Identification: The character with whom we identify changes our understanding of what the story means for “here and now” (hermeneutics). Most western readers identify themselves as the Good Samaritan (myself included, before this article). Levine puts it this way, “‘we Samaritans’ help ‘them’” which she defines as “the sick, the poor, foreign nationals, and so on.” (Levine, 3/35). Some cultures read themselves as the abused man who receives help, which changes the dynamics of the parable considerably.

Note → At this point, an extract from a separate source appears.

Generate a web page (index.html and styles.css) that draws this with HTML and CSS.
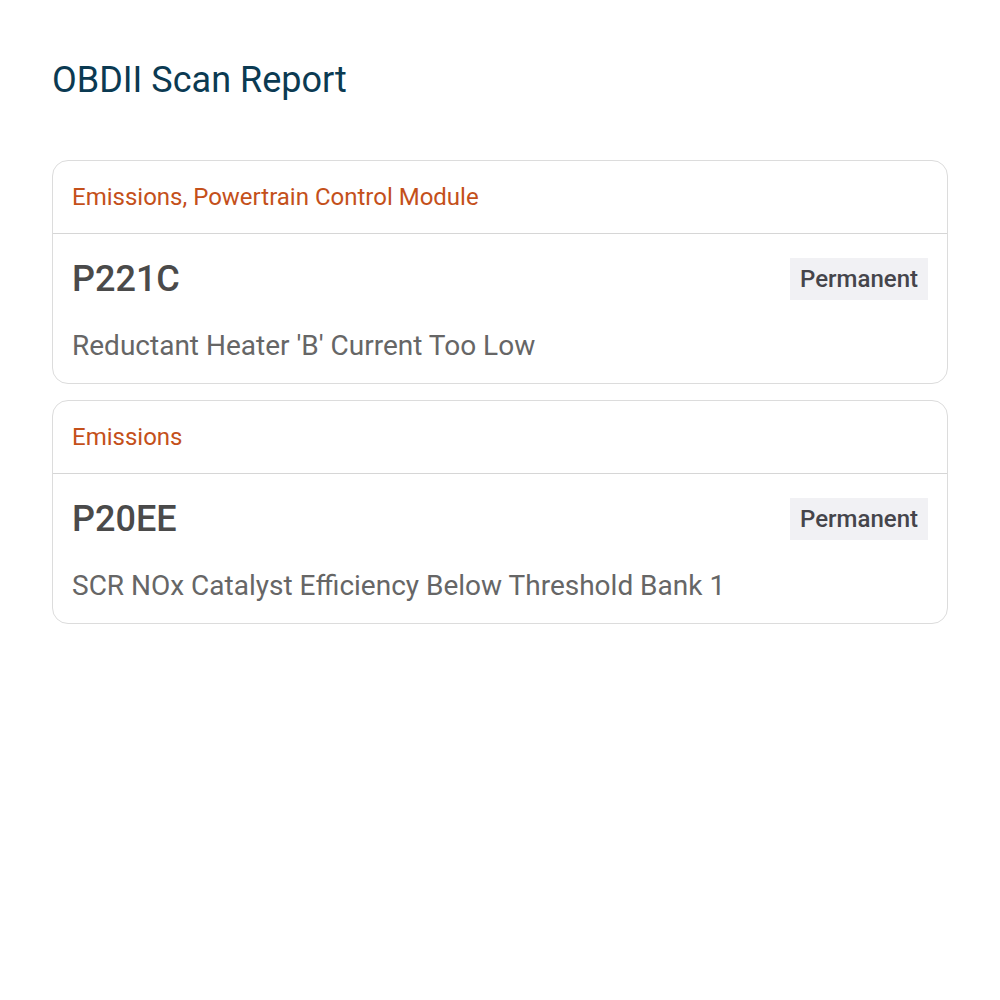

Prejudice/bias reading: Levine sees moderns defining the Levite and Priest characters as prejudiced against Judaism, or even against Jews. I suppose, this antisemitic reading is true for many modern readers, which is why westerners often use “Pharisee” as a pejorative. For me, these characters in the gospels represented “the establishment” leaders of any era. Whether that establishment is an apostate King or Emperor, a Jewish Sadducee interrogating Jesus, a Catholic Priest in the middle ages selling indulgences, a Baptist Pastor saying, “you have to be baptized our way or you’re not going to heaven”, a Word of Faith/Pentecostal televangelist, or a best-selling Christian author… the theme I see is “the establishment” insiders from “the church” often need to be replaced with authentic relational leadership. For my part, I did not see this as a Jewish issue, I see this as an issue within all leadership of Yahweh’s people in all iterations of those peoples.

Pearls: Levine makes the case for understanding scripture in its original contexts, including the literary context (verses surrounding the verse in question) (Levine, 11/35). In quoting, “You shall love your neighbor as yourself” (Leviticus 19:18; Luke 10:27), the entire context of the sentence is intended to be implied and understood by the hearer. In first-century Israel, the average synagogue goer would have heard the Torah spoken aloud many times and recognized the context. This process, of quoting a sentence, or even a partial sentence, and implying the remaining unspoken context is known as “casting pearls”.[2] For many western Christians, there is a lack of familiarity with the Tanakh (due to improperly relating it to the “old”, by extension unnecessary). This unfamiliarity results in a lack of awareness about how often this pearl-casting occurs in the Second Writings (Gospels and Epistles). Familiarity with the Tanakh is a vital component for biblical interpretation.

“Who is my neighbor?” (Luke 10:29). Levine contrasts the Hebrew words rooted in the Leviticus passage quoted by the attorney (Levine 12-13/35). The Hebrew root (ger) is translated in the Greek Septuagint as the word which is translated as proselyte. Rather than a convert, Levine says it means “one who comes forward” and the inference is “one who does life together” (Levine, 12/35). The Abridged BDB lists the following for these lemmas, גֵּר (ger) “sojourner, temporary dweller, new-comer” (Leviticus 19:9); II.רֵעַ (rea) “friend, companion, fellow” (Leviticus 9:13).[3]A Logos Bible Word Study search identifies that the LEB translates II.רֵעַ (rea) as “neighbor” over in over half of the 184 instances.[4] Mounce ads the word “associate” in his lexicon.[5] By contrasting the words from the original passage, and contextualizing those words/phrases with their original audience, one finds more depth in the exchange between Jesus and the attorney than a simple “love your neighbor”. Jesus is subverting and deepening the given understanding.

Subversion: Levine draws an important conclusion, “Those who want to kill you may be the only ones who will save you” (Levine, 30/35). Throughout the biblical narratives, one discovers the theme of subversion. Jesus frequently subverts his hearers’ preconceived ideas. Often, parables have this subversion feature. Going back into the literary and cultural contexts can shed light on the subtext of the text and provide ample room for seeing the subversion that was previously hidden to western eyes.

[1] Amy-Jill Levine, Short Stories by Jesus: The Enigmatic Parables of a Controversial Rabbi (Harper Collins, 2014), Chapter 2, The Good Samaritan (Note: Page numbers missing from this PDF copy, citing PDF page refence instead).

[2] Ann Spangler and Lois Tverberg, Sitting at the Feet of Rabbi Jesus: How the Jewishness of Jesus Can Transform Your Faith, Updated edition (Grand Rapids, Michigan: Zondervan, 2018).


[3] Wilhelm Gesenius et al., The Abridged Brown-Driver-Briggs Hebrew-English Lexicon of the Old Testament: From A Hebrew and English Lexicon of the Old Testament. (Boston; New York: Houghton, Mifflin and Company, 1906).


[4] The Lexham English Bible (LEB), Fourth Edition, Logo Bible Software, Harris, W. H., III, Ritzema, E., Brannan, R., Mangum, D., Dunham, J., Reimer, J. A., & Wierenga, M. (Eds.) (Bellingham, WA: Lexham Press, 2010),; Logos Bible Software 8.17 SR- (Faithlife Corporation, 2000),


[5] William D. Mounce, ed., Mounce’s Complete Expository Dictionary of Old & New Testament Words (Grand Rapids, Mich: Zondervan, 2006).